Trump lawyer tells hush money trial jury he’s innocent, ‘cannot convict’ based on Michael Cohen testimony

NEW YORK — Donald Trump’s defense lawyer asked a Manhattan jury not to convict his client based on the words of Michael Cohen as closing arguments commenced Tuesday at the former president’s hush money trial.

“You should want and expect more than the testimony of Michael Cohen,” Todd Blanche said as he began his summation, rattling off other witnesses who took the stand against his client, including adult film star Stormy Daniels and her former attorney Keith Davidson, who he then accused of extortion.

“You cannot convict President Trump — you cannot convict President Trump of any crime … on the words of Michael Cohen,” Blanche said.

“President Trump is innocent. He did not commit any crimes, and the DA has not met their burden of proof. Period.”

After a weeklong hiatus, both sides will spend the day in Manhattan Supreme Court court making their final pleas to the panel of New Yorkers, who will soon return to the jury room to decide the outcome of the historic case.

By New York law, Trump’s side is presenting their summation first, which the GOP frontrunner blasted as a conspiracy in a string of Memorial Day Truth Social posts.

After jurors hear final arguments from both sides, Justice Juan Merchan will instruct them on the law and how to deliberate the case.

Trump walked into court at 9:25 a.m. — for the first time, joined by both of his older sons, Eric and Don Jr., his youngest daughter, Tiffany Trump, an army of lawyers, and various allies and campaign staffers. District Attorney Alvin Bragg was also present in the courtroom.

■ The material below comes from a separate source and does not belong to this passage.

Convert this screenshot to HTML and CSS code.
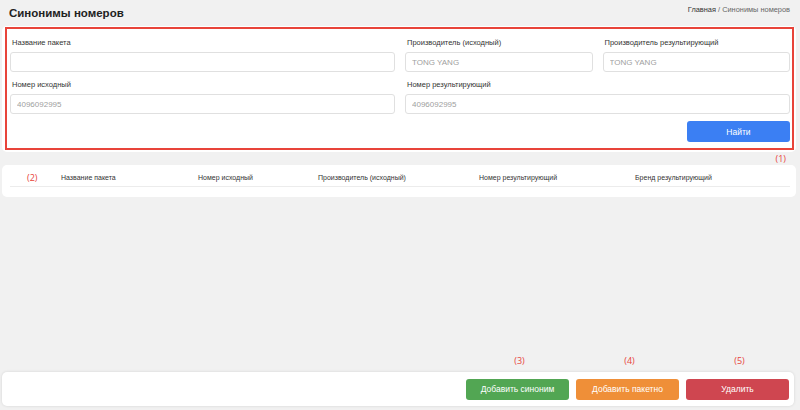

“We have a judge who’s conflicted,” Trump said outside the courtroom, possibly inching close to a potential violation of his gag order. “You know what the conflict is, so do I, but I can’t say it because I’m under a gag order which is another unconstitutional thing.”

What to know

Trump, 77, has pleaded not guilty to 34 counts of falsifying business records, each tied to his alleged reimbursement to Michael Cohen for paying off porn star Stormy Daniels on the eve of the 2016 election — logged in the books as payment for legal fees, not repayment for hush money.

Prosecutors allege the payments capped a scheme first devised by Trump, Cohen, and former tabloid publisher David Pecker in August 2015 at Trump Tower to hide information from the electorate that could influence Trump’s chances.

Pecker was the first of 20 witnesses who testified for the prosecution during its monthlong case, testifying that he agreed to be the Trump campaign’s “eyes and ears” by identifying negative stories that could hurt his electoral prospects to be bought and buried, running positive stories about Trump, and hit jobs targeting his competitors.

The defense called two witnesses, a paralegal and veteran New York City defense attorney Bob Costello, who accused Cohen of lying about Trump knowing he paid off Daniels. Prosecutors, on cross-examination, sought to establish the lawyer and longtime associate of Rudy Giuliani was part of a pressure campaign to stop Cohen from flipping on Trump.

The charges against Trump carry up to four years in prison or a sentence of probation and mark the first brought against a U.S. president. He faces the prospect of becoming the first person to lead the nation to be convicted of a crime while positioned as the presumed Republican nominee for president in this year’s election.